### What this task involves
Transcribe the material verbatim in full; the pictures do not belong in the copy.

### Data lines
────────────────

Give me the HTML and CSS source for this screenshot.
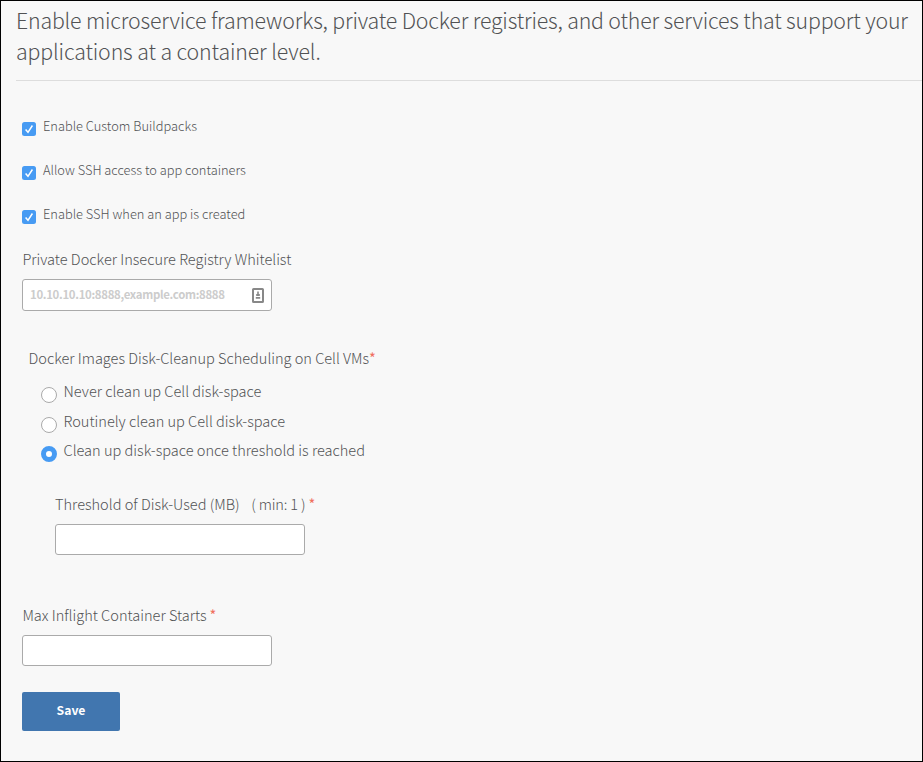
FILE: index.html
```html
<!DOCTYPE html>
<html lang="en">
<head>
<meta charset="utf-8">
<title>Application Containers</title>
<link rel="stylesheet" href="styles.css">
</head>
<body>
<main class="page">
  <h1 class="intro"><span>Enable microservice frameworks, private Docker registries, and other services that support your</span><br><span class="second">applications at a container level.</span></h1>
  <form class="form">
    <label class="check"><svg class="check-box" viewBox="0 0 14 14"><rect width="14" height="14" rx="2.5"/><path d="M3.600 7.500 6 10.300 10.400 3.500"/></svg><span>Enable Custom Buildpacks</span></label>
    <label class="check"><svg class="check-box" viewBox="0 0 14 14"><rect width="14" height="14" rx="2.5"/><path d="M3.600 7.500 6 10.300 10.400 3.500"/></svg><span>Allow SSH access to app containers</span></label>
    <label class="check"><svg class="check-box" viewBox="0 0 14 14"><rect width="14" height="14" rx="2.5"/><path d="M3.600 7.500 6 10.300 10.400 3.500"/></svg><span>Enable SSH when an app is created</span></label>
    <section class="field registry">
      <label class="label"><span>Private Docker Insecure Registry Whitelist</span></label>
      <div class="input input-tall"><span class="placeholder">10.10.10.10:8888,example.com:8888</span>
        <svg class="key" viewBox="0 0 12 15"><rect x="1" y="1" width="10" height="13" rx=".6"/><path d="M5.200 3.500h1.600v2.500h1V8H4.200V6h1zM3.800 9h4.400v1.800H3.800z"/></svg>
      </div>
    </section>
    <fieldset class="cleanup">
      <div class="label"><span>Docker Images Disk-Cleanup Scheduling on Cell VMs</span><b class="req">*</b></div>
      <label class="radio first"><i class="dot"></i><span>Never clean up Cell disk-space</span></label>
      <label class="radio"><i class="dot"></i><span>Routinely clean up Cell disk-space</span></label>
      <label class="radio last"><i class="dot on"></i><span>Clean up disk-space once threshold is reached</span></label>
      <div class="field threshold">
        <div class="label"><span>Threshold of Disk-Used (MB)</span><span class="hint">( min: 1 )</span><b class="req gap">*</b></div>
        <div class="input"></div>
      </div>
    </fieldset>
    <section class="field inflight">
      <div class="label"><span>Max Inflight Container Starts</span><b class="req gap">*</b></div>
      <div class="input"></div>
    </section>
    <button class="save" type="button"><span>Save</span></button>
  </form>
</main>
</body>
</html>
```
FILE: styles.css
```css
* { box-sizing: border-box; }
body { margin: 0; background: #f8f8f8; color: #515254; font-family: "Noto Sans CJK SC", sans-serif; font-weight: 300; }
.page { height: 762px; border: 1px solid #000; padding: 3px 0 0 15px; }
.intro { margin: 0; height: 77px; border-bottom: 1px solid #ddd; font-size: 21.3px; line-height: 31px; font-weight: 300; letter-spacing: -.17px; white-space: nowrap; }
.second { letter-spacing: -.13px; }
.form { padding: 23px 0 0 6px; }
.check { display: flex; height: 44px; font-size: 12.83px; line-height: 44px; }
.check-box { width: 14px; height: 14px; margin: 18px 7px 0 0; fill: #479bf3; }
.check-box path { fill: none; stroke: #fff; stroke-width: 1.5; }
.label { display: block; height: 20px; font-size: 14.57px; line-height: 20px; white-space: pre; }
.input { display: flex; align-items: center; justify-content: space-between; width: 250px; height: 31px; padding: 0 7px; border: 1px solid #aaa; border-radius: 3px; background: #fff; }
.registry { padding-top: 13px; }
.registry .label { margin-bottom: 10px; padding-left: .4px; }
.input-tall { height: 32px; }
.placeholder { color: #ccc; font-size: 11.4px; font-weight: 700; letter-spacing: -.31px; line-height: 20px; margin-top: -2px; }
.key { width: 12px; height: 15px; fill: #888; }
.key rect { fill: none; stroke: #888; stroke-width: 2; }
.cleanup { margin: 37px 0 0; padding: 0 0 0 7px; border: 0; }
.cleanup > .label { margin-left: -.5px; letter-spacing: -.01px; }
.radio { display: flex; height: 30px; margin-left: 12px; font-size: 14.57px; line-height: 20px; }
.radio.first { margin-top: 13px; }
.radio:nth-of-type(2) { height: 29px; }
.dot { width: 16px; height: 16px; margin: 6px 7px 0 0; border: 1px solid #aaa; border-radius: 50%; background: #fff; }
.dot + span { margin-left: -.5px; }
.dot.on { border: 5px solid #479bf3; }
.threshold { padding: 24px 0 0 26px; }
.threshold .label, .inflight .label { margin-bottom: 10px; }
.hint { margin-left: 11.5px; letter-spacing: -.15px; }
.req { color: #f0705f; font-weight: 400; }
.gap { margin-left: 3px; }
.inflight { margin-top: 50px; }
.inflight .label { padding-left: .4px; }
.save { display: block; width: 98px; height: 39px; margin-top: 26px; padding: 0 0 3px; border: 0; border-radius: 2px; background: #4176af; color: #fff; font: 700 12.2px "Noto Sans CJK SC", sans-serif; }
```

────────────────

### Expected output
Give me the HTML and CSS source for this screenshot.
FILE: index.html
```html
<!DOCTYPE html>
<html lang="en">
<head>
<meta charset="utf-8">
<title>Application Containers</title>
<link rel="stylesheet" href="styles.css">
</head>
<body>
<main class="page">
  <h1 class="intro"><span>Enable microservice frameworks, private Docker registries, and other services that support your</span><br><span class="second">applications at a container level.</span></h1>
  <form class="form">
    <label class="check"><svg class="check-box" viewBox="0 0 14 14"><rect width="14" height="14" rx="2.5"/><path d="M3.600 7.500 6 10.300 10.400 3.500"/></svg><span>Enable Custom Buildpacks</span></label>
    <label class="check"><svg class="check-box" viewBox="0 0 14 14"><rect width="14" height="14" rx="2.5"/><path d="M3.600 7.500 6 10.300 10.400 3.500"/></svg><span>Allow SSH access to app containers</span></label>
    <label class="check"><svg class="check-box" viewBox="0 0 14 14"><rect width="14" height="14" rx="2.5"/><path d="M3.600 7.500 6 10.300 10.400 3.500"/></svg><span>Enable SSH when an app is created</span></label>
    <section class="field registry">
      <label class="label"><span>Private Docker Insecure Registry Whitelist</span></label>
      <div class="input input-tall"><span class="placeholder">10.10.10.10:8888,example.com:8888</span>
        <svg class="key" viewBox="0 0 12 15"><rect x="1" y="1" width="10" height="13" rx=".6"/><path d="M5.200 3.500h1.600v2.500h1V8H4.200V6h1zM3.800 9h4.400v1.800H3.800z"/></svg>
      </div>
    </section>
    <fieldset class="cleanup">
      <div class="label"><span>Docker Images Disk-Cleanup Scheduling on Cell VMs</span><b class="req">*</b></div>
      <label class="radio first"><i class="dot"></i><span>Never clean up Cell disk-space</span></label>
      <label class="radio"><i class="dot"></i><span>Routinely clean up Cell disk-space</span></label>
      <label class="radio last"><i class="dot on"></i><span>Clean up disk-space once threshold is reached</span></label>
      <div class="field threshold">
        <div class="label"><span>Threshold of Disk-Used (MB)</span><span class="hint">( min: 1 )</span><b class="req gap">*</b></div>
        <div class="input"></div>
      </div>
    </fieldset>
    <section class="field inflight">
      <div class="label"><span>Max Inflight Container Starts</span><b class="req gap">*</b></div>
      <div class="input"></div>
    </section>
    <button class="save" type="button"><span>Save</span></button>
  </form>
</main>
</body>
</html>
```
FILE: styles.css
```css
* { box-sizing: border-box; }
body { margin: 0; background: #f8f8f8; color: #515254; font-family: "Noto Sans CJK SC", sans-serif; font-weight: 300; }
.page { height: 762px; border: 1px solid #000; padding: 3px 0 0 15px; }
.intro { margin: 0; height: 77px; border-bottom: 1px solid #ddd; font-size: 21.3px; line-height: 31px; font-weight: 300; letter-spacing: -.17px; white-space: nowrap; }
.second { letter-spacing: -.13px; }
.form { padding: 23px 0 0 6px; }
.check { display: flex; height: 44px; font-size: 12.83px; line-height: 44px; }
.check-box { width: 14px; height: 14px; margin: 18px 7px 0 0; fill: #479bf3; }
.check-box path { fill: none; stroke: #fff; stroke-width: 1.5; }
.label { display: block; height: 20px; font-size: 14.57px; line-height: 20px; white-space: pre; }
.input { display: flex; align-items: center; justify-content: space-between; width: 250px; height: 31px; padding: 0 7px; border: 1px solid #aaa; border-radius: 3px; background: #fff; }
.registry { padding-top: 13px; }
.registry .label { margin-bottom: 10px; padding-left: .4px; }
.input-tall { height: 32px; }
.placeholder { color: #ccc; font-size: 11.4px; font-weight: 700; letter-spacing: -.31px; line-height: 20px; margin-top: -2px; }
.key { width: 12px; height: 15px; fill: #888; }
.key rect { fill: none; stroke: #888; stroke-width: 2; }
.cleanup { margin: 37px 0 0; padding: 0 0 0 7px; border: 0; }
.cleanup > .label { margin-left: -.5px; letter-spacing: -.01px; }
.radio { display: flex; height: 30px; margin-left: 12px; font-size: 14.57px; line-height: 20px; }
.radio.first { margin-top: 13px; }
.radio:nth-of-type(2) { height: 29px; }
.dot { width: 16px; height: 16px; margin: 6px 7px 0 0; border: 1px solid #aaa; border-radius: 50%; background: #fff; }
.dot + span { margin-left: -.5px; }
.dot.on { border: 5px solid #479bf3; }
.threshold { padding: 24px 0 0 26px; }
.threshold .label, .inflight .label { margin-bottom: 10px; }
.hint { margin-left: 11.5px; letter-spacing: -.15px; }
.req { color: #f0705f; font-weight: 400; }
.gap { margin-left: 3px; }
.inflight { margin-top: 50px; }
.inflight .label { padding-left: .4px; }
.save { display: block; width: 98px; height: 39px; margin-top: 26px; padding: 0 0 3px; border: 0; border-radius: 2px; background: #4176af; color: #fff; font: 700 12.2px "Noto Sans CJK SC", sans-serif; }
```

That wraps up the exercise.